The dark comedy and psychological thriller acts as a mirror held up to society, spotlighting people’s biases and ultimately discomfort – reactions Stan experienced first-hand when he walked around New York City wearing his character’s facial prosthetics.
In A Different Man, Stan plays the role of aspiring actor Edward who has a genetic condition called neurofibromatosis which presents itself in the form of tumors on his face.
Left feeling isolated, Edward leaps at the change to undergo a radical medical procedure to remove the tumors, however, having the face of someone who is considered a conventionally attractive man doesn’t live up to everything he thought it would be.
The arrival of Oswald (Pearson) rubs salt in the wound and leaves Edward’s mental health deteriorating in a rapid and alarming manner.
When playing Edward pre-medical procedure, Stan was required to wear facial prosthetics to portray Edward’s neurofibromatosis and the actor tells LADbible: the prosthetics really ‘informed [his] whole character’ and ‘the whole experience of going into the movie’.
What’s more, Stan also spent time ‘going out into the world,’ walking around New York City while wearing the prosthetics, which he reflects as being ‘extremely educational in terms of just seeing how people react or don’t react’.
Sebastian Stan wore the prosthetics out in public (A24)
When asked what wearing the prosthetics taught him, Stan tells LADbible: “What did I learn? I think the world’s a cruel place.”
The actor explains he thinks ‘people project’ and while he doesn’t think everyone ‘inherently […] has a bad intention or anything’ many people ‘just don’t know how to deal with difference’.
“Yet we all are different in so many ways,” Stan adds. “And there’s very few people that actually genuinely have the curiosity to understand someone.”
So few, that there was actually only one specific group of people who interacted with Stan while he was wearing the prosthetics in public.

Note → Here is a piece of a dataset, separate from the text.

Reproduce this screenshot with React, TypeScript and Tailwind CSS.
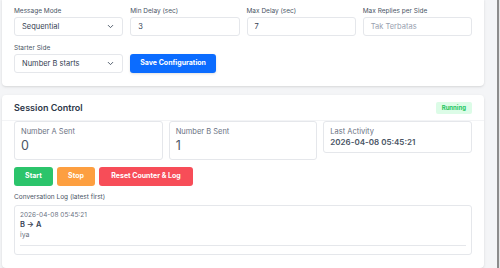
import { ChevronDown } from 'lucide-react';

function Field({ label, children }: { label: string; children: React.ReactNode }) {
  return (
    <div className="flex flex-col gap-[2px]">
      <label className="text-[6.5px] leading-[8px] text-gray-600">{label}</label>
      {children}
    </div>
  );
}

function Select({ value }: { value: string }) {
  return (
    <div className="flex h-[19px] items-center justify-between rounded-[3px] border border-gray-200 bg-white px-[7px] text-[7.5px] text-gray-700">
      <span>{value}</span>
      <ChevronDown size={9} strokeWidth={2.5} className="text-gray-600" />
    </div>
  );
}

function Input({ value, placeholder }: { value?: string; placeholder?: string }) {
  return (
    <div className="flex h-[19px] items-center rounded-[3px] border border-gray-200 bg-white px-[7px] text-[7.5px]">
      {value ? (
        <span className="text-gray-700">{value}</span>
      ) : (
        <span className="text-gray-400">{placeholder}</span>
      )}
    </div>
  );
}

export default function App() {
  return (
    <div
      className="flex h-[268px] w-[500px] overflow-hidden bg-[#f4f5f7]"
      style={{ fontFamily: 'Inter, "Noto Sans", sans-serif' }}
    >
      <div className="flex w-[497px] flex-col gap-[9px] pl-[2px] pr-[13px]">
        {/* Config card */}
        <div className="-mt-[3px] rounded-[4px] bg-white px-[12px] pb-[13px] pt-[10px] shadow-sm">
          <div className="grid grid-cols-4 gap-x-[7px]">
            <Field label="Message Mode">
              <Select value="Sequential" />
            </Field>
            <Field label="Min Delay (sec)">
              <Input value="3" />
            </Field>
            <Field label="Max Delay (sec)">
              <Input value="7" />
            </Field>
            <Field label="Max Replies per Side">
              <Input placeholder="Tak Terbatas" />
            </Field>
          </div>
          <div className="mt-[8px] grid grid-cols-4 items-end gap-x-[7px]">
            <Field label="Starter Side">
              <Select value="Number B starts" />
            </Field>
            <div>
              <button className="h-[19px] rounded-[3px] bg-[#0b6cff] px-[10px] text-[7px] font-bold text-white shadow-sm">
                Save Configuration
              </button>
            </div>
          </div>
        </div>

        {/* Session card */}
        <div className="flex-1 rounded-[4px] bg-white shadow-sm">
          <div className="flex h-[26px] items-center justify-between border-b border-gray-100 px-[12px]">
            <h2 className="text-[9px] font-semibold leading-[12px] text-[#2d3748]">Session Control</h2>
            <span className="rounded-[2px] bg-[#dcfce7] px-[6px] py-[2.5px] text-[6px] font-bold leading-[7px] text-[#22c55e]">
              Running
            </span>
          </div>
          <div className="px-[12px]">
            <div className="grid grid-cols-3 items-start gap-x-[6px]">
              <div className="h-[39px] rounded-[3px] border border-gray-200 px-[6px] pt-[5px]">
                <div className="text-[7.5px] leading-[10px] text-gray-500">Number A Sent</div>
                <div className="mt-[1px] text-[12.5px] leading-[15px] text-gray-600">0</div>
              </div>
              <div className="h-[39px] rounded-[3px] border border-gray-200 px-[6px] pt-[5px]">
                <div className="text-[7.5px] leading-[10px] text-gray-500">Number B Sent</div>
                <div className="mt-[1px] text-[12.5px] leading-[15px] text-gray-600">1</div>
              </div>
              <div className="h-[32px] rounded-[3px] border border-gray-200 px-[6px] pt-[5px]">
                <div className="text-[7.5px] leading-[10px] text-gray-500">Last Activity</div>
                <div className="text-[8px] font-semibold leading-[10px] text-gray-600">
                  2026-04-08 05:45:21
                </div>
              </div>
            </div>

            <div className="mt-[7px] flex gap-[4px]">
              <button className="h-[19px] w-[39px] rounded-[3px] bg-[#2bc46b] text-[7px] font-bold text-white">
                Start
              </button>
              <button className="h-[19px] w-[38px] rounded-[3px] bg-[#fd9f40] text-[7px] font-bold text-white">
                Stop
              </button>
              <button className="h-[19px] w-[94px] rounded-[3px] bg-[#f74d58] text-[7px] font-bold text-white">
                Reset Counter &amp; Log
              </button>
            </div>

            <div className="mt-[7px] text-[6.5px] leading-[8px] text-gray-600">
              Conversation Log (latest first)
            </div>
            <div className="mt-[4px] rounded-[3px] border border-gray-200 px-[5px] pb-[8px] pt-[5px]">
              <div className="border-b border-gray-200 pb-[5px]">
                <div className="text-[6.5px] leading-[8px] text-gray-500">2026-04-08 05:45:21</div>
                <div className="mt-[1px] text-[7.5px] font-semibold leading-[10px] text-gray-700">B → A</div>
                <div className="text-[7px] leading-[10px] text-gray-500">iya</div>
              </div>
            </div>
          </div>
        </div>
      </div>
      <div className="w-[2px] bg-[#8c8c8c]" />
      <div className="w-[1px] bg-[#e5e5e5]" />
    </div>
  );
}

He reveals: “The only people who made any contact with me at all in those prosthetics were children. Everybody else was just either too scared or too worried about themselves.”
Stan reflects his experience wearing the prosthetics in public really highlights how much people ‘still have to learn,’ resolving: “I wish everybody would get to walk around in some prosthetics in New York City for one day and see the world through those lenses. I think it was really important to experience.”
A Different Man is in cinemas now.
Featured Image Credit: Francois G. Durand/Getty A24
Sebastian Stan has got a new movie out where he plays a man with neurofibromatosis, a skin condition which causes non-cancerous tumours to grow on nerve tissue.
In the film, Stan’s character Edward eventually gets facial reconstructive surgery to remove the tumours, but he then becomes obsessed with an actor called Oswald (Adam Pearson) who gets a job portraying him in a play.
The film just recently released and has been garnering positive reviews from critics, with it currently enjoying a 90 percent rating on Rotten Tomatoes.
Stan and A Different Man co-star Adam Pearson recently appeared on This Morning to promote the movie.
While on there, he said that the movie’s makeup artist Mike Marino had once been double booked for one of the days of filming, which meant Stan got his facial prosthetics applied hours earlier.
That meant he was able to walk around in public for a while, saying: “It was extremely isolating. I was very scared. You stand out obviously, and there’s a powerless feeling to it, at least that was my experience.”
“It really pointed out that we still have to normalise this idea of being different.”
Adam Pearson and Sebastian Stan star in A Different Man (A24)
Elsewhere in the interview, Stan said the new movie was ‘really special’ as well as being ‘unpredictable and a lot of fun’.
Pearson, who previously appeared alongside Scarlett Johansson in Under the Skin, said: “There’s no suspense or jump scare, or any of the old tropes that we normally see around disfigurement, like villainy, victimhood or false heroism.
“He’s just a guy that charms his way through life.”
During a press conference for the movie Stan said: “I think ultimately it’s just interesting to hear this point, because I feel to some extent that’s one of the things the film is saying, you know, is that we have these preconceived ideas.
“We’re not really educated on how to really understand this experience.
Sebastian Stan and Adam Pearson’s new movie is out now (Matt Winkelmeyer/Getty)
“So I can’t really speak to that, one of the things I love about the movie is that he’s offering you a way to kind of look at it.
“Hopefully if you can have the same objective point of view while you’re experiencing the film, then maybe you can pick apart the initial instincts that you have, and maybe those aren’t always the right ones.”
Pearson added: “This was the hook that we gave to Sebastian – You don’t know what it’s like to have a disfigurement, but you do know what it’s like to not have privacy and to have your life constantly invaded. You become public property.”